Bidding is past $60,000 for Jordan's "flu" shoes

Jordan's "flu" shoes sold for $104,765 at Grey Flannel.

By association, the sneakers have become part of basketball lore, as the Flu Game is ranked #2 on ESPN’s list of Michael Jordan’s 50 Greatest Moments. Game 5 of the 1997 NBA Finals – which pitted the Jazz against the Chicago Bulls – acquired the “Flu Game” nickname after Jordan put in a spectacular 38-point performance and a game-sealing three-pointer in spite of being hit with a 103-degree fever.

After the pivotal game, which put the Bulls ahead of the Jazz in the series 3-2, Jordan signed the sneakers he had just worn and gave them to Jazz ball boy Preston Truman. The moment was documented for posterity when Jordan’s bodyguard snapped a photo of the Bulls superstar applying his autograph to the shoes as Truman looked on. The Nike Air Jordan Jumpman kicks were stored away in a safe deposit box for the next 16 years, until Truman consigned them to Grey Flannel to auction together with various types of relevant documentation.

While the Jordan sneakers were the sale’s headliners, important items from all major sports were chased into the wee hours of Dec 12.

From the football section, the complete uniform and cleats worn by Brett Favre when he broke the NFL’s all-time touchdown record on Sept. 30, 2007, were auctioned as two separate lots that totaled $29,544.
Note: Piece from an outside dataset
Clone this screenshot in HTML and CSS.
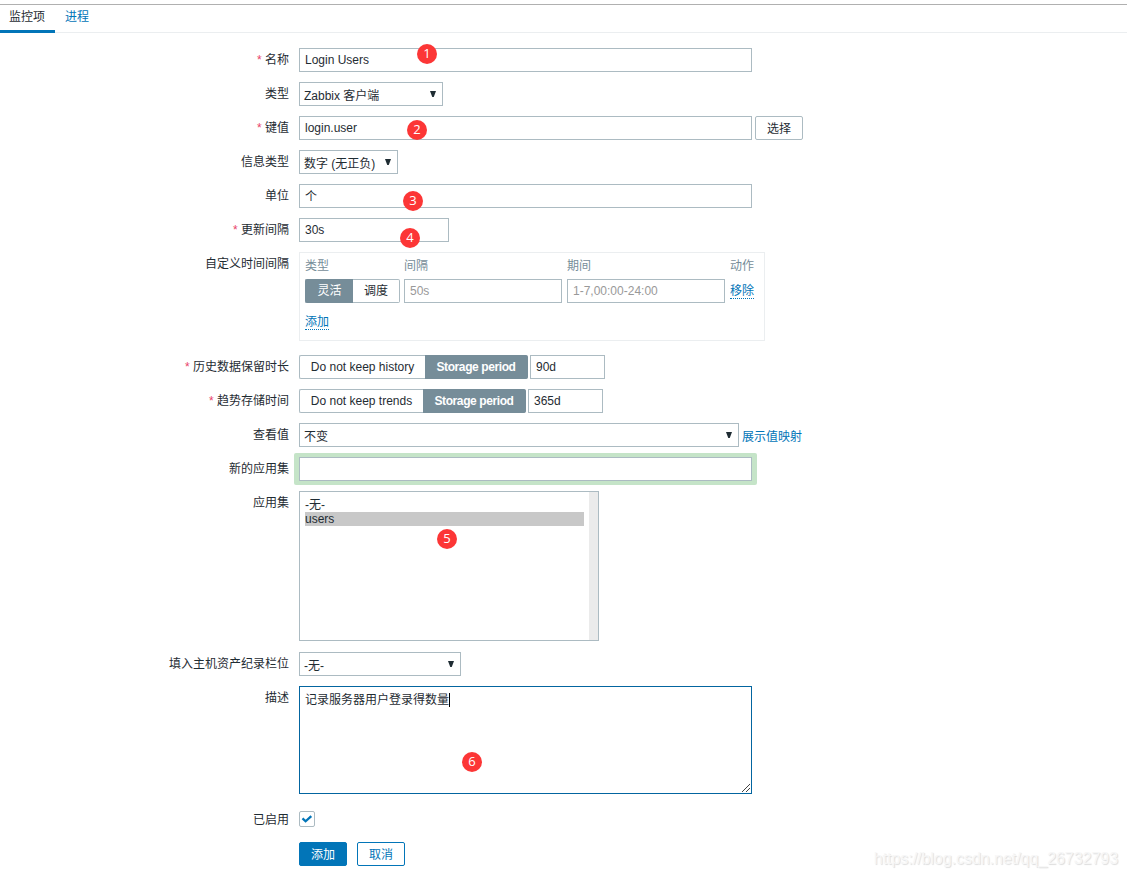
FILE: index.html
```html
<!DOCTYPE html>
<html lang="zh-CN">
<head>
<meta charset="utf-8">
<title>监控项</title>
<link rel="stylesheet" href="styles.css">
</head>
<body>
<nav class="tabs">
  <a class="tab tab-active">监控项</a>
  <a class="tab">进程</a>
</nav>
<main class="form">
  <div class="row"><label class="label required">名称</label><div class="field"><input class="input wide" value="Login Users"></div></div>
  <div class="row"><label class="label">类型</label><div class="field"><div class="select select-type"><span>Zabbix 客户端</span><i class="arrow"></i></div></div></div>
  <div class="row"><label class="label required">键值</label><div class="field"><input class="input wide" value="login.user"><button class="btn btn-grey">选择</button></div></div>
  <div class="row"><label class="label">信息类型</label><div class="field"><div class="select select-info"><span>数字 (无正负)</span><i class="arrow"></i></div></div></div>
  <div class="row"><label class="label">单位</label><div class="field"><input class="input wide input-cjk" value="个"></div></div>
  <div class="row"><label class="label required">更新间隔</label><div class="field"><input class="input medium" value="30s"></div></div>
  <div class="row row-intervals"><label class="label">自定义时间间隔</label>
    <div class="intervals">
      <span class="head">类型</span><span class="head">间隔</span><span class="head">期间</span><span class="head">动作</span>
      <div class="segmented"><span class="seg seg-on seg-flex">灵活</span><span class="seg seg-sched">调度</span></div>
      <input class="input cell" placeholder="50s">
      <input class="input cell" placeholder="1-7,00:00-24:00">
      <div class="link-cell"><a class="link-dotted">移除</a></div>
      <div class="link-cell add"><a class="link-dotted">添加</a></div>
    </div>
  </div>
  <div class="row"><label class="label required">历史数据保留时长</label><div class="field"><div class="segmented"><span class="seg seg-history">Do not keep history</span><span class="seg seg-on seg-period">Storage period</span></div><input class="input small" value="90d"></div></div>
  <div class="row"><label class="label required">趋势存储时间</label><div class="field"><div class="segmented"><span class="seg seg-trends">Do not keep trends</span><span class="seg seg-on seg-period">Storage period</span></div><input class="input small" value="365d"></div></div>
  <div class="row"><label class="label">查看值</label><div class="field"><div class="select select-value"><span>不变</span><i class="arrow"></i></div><a class="link">展示值映射</a></div></div>
  <div class="row"><label class="label">新的应用集</label><div class="field"><div class="highlight"><input class="input wide"></div></div></div>
  <div class="row row-apps"><label class="label">应用集</label>
    <div class="listbox"><div class="options"><div class="option">-无-</div><div class="option option-on">users</div></div><div class="scrollbar"></div></div>
  </div>
  <div class="row"><label class="label">填入主机资产纪录栏位</label><div class="field"><div class="select select-inventory"><span>-无-</span><i class="arrow"></i></div></div></div>
  <div class="row"><label class="label">描述</label>
    <div class="textarea"><span class="text">记录服务器用户登录得数量</span><span class="caret"></span>
      <svg class="grip" width="8" height="8" viewBox="0 0 8 8" shape-rendering="crispEdges"><path d="M0 7h1v1h-1zM1 6h1v1h-1zM2 5h1v1h-1zM3 4h1v1h-1zM4 3h1v1h-1zM5 2h1v1h-1zM6 1h1v1h-1zM7 0h1v1h-1zM4 7h1v1h-1zM5 6h1v1h-1zM6 5h1v1h-1zM7 4h1v1h-1z" fill="#444"/></svg>
    </div>
  </div>
  <div class="row row-enabled"><label class="label">已启用</label><div class="field"><span class="checkbox"><svg width="12" height="10" viewBox="0 0 12 10"><path d="M1.5 4.4L4.6 7.3L10.3 2.2" fill="none" stroke="#0275b8" stroke-width="2.3"/></svg></span></div></div>
  <div class="row"><span class="label"></span><div class="field actions"><button class="btn btn-primary">添加</button><button class="btn btn-outline">取消</button></div></div>
</main>
<span class="badge badge-1">1</span>
<span class="badge badge-2">2</span>
<span class="badge badge-3">3</span>
<span class="badge badge-4">4</span>
<span class="badge badge-5">5</span>
<span class="badge badge-6">6</span>
<div class="watermark">https://blog.csdn.net/qq_26732793</div>
</body>
</html>
```
FILE: styles.css
```css
* { box-sizing: border-box; }
body {
  margin: 0;
  padding-top: 4px;
  height: 877px;
  overflow: hidden;
  position: relative;
  background: #fff;
  color: #1f2c33;
  font: 12px/24px "Liberation Sans", "Noto Sans CJK SC", sans-serif;
}
input, button { font: inherit; color: inherit; margin: 0; }

.tabs {
  display: flex;
  height: 29px;
  border-top: 1px solid #b0b0b0;
  border-bottom: 1px solid #ebeef0;
}
.tab { height: 28px; padding: 0 10px; color: #0275b8; }
.tab-active { padding: 0 10px 0 9px; color: #1f2c33; border-bottom: 3px solid #0275b8; }

.form { padding-top: 15px; }
.row { display: flex; gap: 10px; margin-bottom: 10px; }
.label { width: 289px; flex: none; text-align: right; height: 24px; }
.required::before { content: "* "; color: #e8436a; }
.field { display: flex; height: 24px; }
.row-intervals { margin-bottom: 14px; }
.row-apps { margin-bottom: 11px; }
.row-enabled { margin: 14px 0 10px; }

.input {
  height: 24px;
  padding: 0 5px;
  border: 1px solid #acbbc2;
  background: #fff;
  outline: none;
}
.input::placeholder { color: #999; opacity: 1; }
.input-cjk { padding-top: 2px; }
.wide { width: 453px; }
.medium { width: 150px; }
.small { width: 75px; margin-left: 2px; }
.cell { width: 158px; }
.highlight {
  display: flex;
  height: 32px;
  margin: -4px -5px;
  padding: 4px 5px;
  border-radius: 2px;
  background: #c5e4c8;
}

.select {
  display: flex;
  justify-content: space-between;
  height: 24px;
  padding: 1px 6px 0 4px;
  border: 1px solid #acbbc2;
  white-space: nowrap;
}
.arrow {
  width: 6px;
  height: 6px;
  margin-top: 7px;
  background: #1f2c33;
  clip-path: polygon(0 0, 100% 0, 62% 100%, 38% 100%);
}
.select-type { width: 144px; }
.select-info { width: 99px; }
.select-value { width: 440px; }
.select-inventory { width: 162px; }

.btn {
  height: 24px;
  width: 48px;
  padding: 2px 0 0;
  line-height: 20px;
  border: 1px solid #0275b8;
  border-radius: 2px;
  background: #fff;
}
.btn-grey { margin-left: 3px; border-color: #acbbc2; }
.btn-primary { background: #0275b8; color: #fff; }
.btn-outline { color: #0275b8; }
.actions { gap: 10px; }

.intervals {
  display: grid;
  grid-template-columns: 99px 163px 163px 28px;
  grid-template-rows: 24px 24px 24px;
  row-gap: 1px;
  width: 466px;
  height: 89px;
  padding: 1px 5px;
  border: 1px solid #ebeef0;
}
.head { color: #768d99; }
.link-cell { line-height: 14px; padding-top: 5px; }
.add { padding-top: 11px; }
.link { color: #0275b8; margin-left: 3px; padding-top: 2px; }
.link-dotted { display: inline-block; height: 15px; color: #0275b8; border-bottom: 1px dotted #0275b8; }

.segmented { display: flex; height: 24px; }
.seg {
  text-align: center;
  line-height: 22px;
  border: 1px solid #acbbc2;
  white-space: nowrap;
}
.seg:first-child { border-radius: 2px 0 0 2px; border-right: 0; }
.seg:last-child { border-radius: 0 2px 2px 0; border-left: 0; }
.seg-on { background: #768d99; border-color: #768d99; color: #fff; }
.seg-flex { width: 48px; }
.seg-sched { width: 47px; }
.seg-history { width: 126px; }
.seg-trends { width: 124px; }
.seg-period { width: 103px; font-weight: bold; letter-spacing: -0.4px; }

.listbox { display: flex; width: 300px; height: 150px; border: 1px solid #acbbc2; }
.options { flex: 1; padding: 5px; }
.option { height: 15px; line-height: 16px; }
.option-on { height: 14px; line-height: 14px; background: #c8c8c8; }
.scrollbar { width: 9px; background: #ebebeb; }

.textarea {
  display: flex;
  position: relative;
  width: 453px;
  height: 108px;
  padding: 1px 5px;
  border: 1px solid #0365a0;
}
.caret { width: 1px; height: 14px; margin-top: 5px; background: #000; }
.grip { position: absolute; right: 1px; bottom: 1px; }
.checkbox {
  display: grid;
  place-items: center;
  width: 16px;
  height: 16px;
  margin-top: 3px;
  border: 1px solid #acbbc2;
  border-radius: 2px;
}

.badge {
  position: absolute;
  width: 20px;
  height: 20px;
  border-radius: 50%;
  background: #fc3636;
  color: #fff;
  text-align: center;
  font: 13px/19px "Open Sans", sans-serif;
}
.badge-1 { left: 417px; top: 44px; }
.badge-2 { left: 407px; top: 120px; }
.badge-3 { left: 403px; top: 191px; }
.badge-4 { left: 400px; top: 228px; }
.badge-5 { left: 437px; top: 529px; }
.badge-6 { left: 462px; top: 752px; }

.watermark {
  position: absolute;
  right: 9px;
  bottom: 8px;
  font-size: 16px;
  line-height: 20px;
  letter-spacing: -0.04px;
  color: #f7f7f7;
  text-shadow: 1px 1px 1px #dcdcdc;
}
```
Baseball fans recognized the exceptional rarity of a 1932 New York Yankees World Championship ring that belonged to outfielder Sam Byrd, nicknamed “Babe Ruth’s Legs” because he frequently pinch-ran for the stocky Bambino. Accompanied by a letter of authenticity from the Byrd family, The gold “NEW YORK YANKEES WORLD CHAMPIONS” ring with .66-carat round-cut diamond realized $65,048.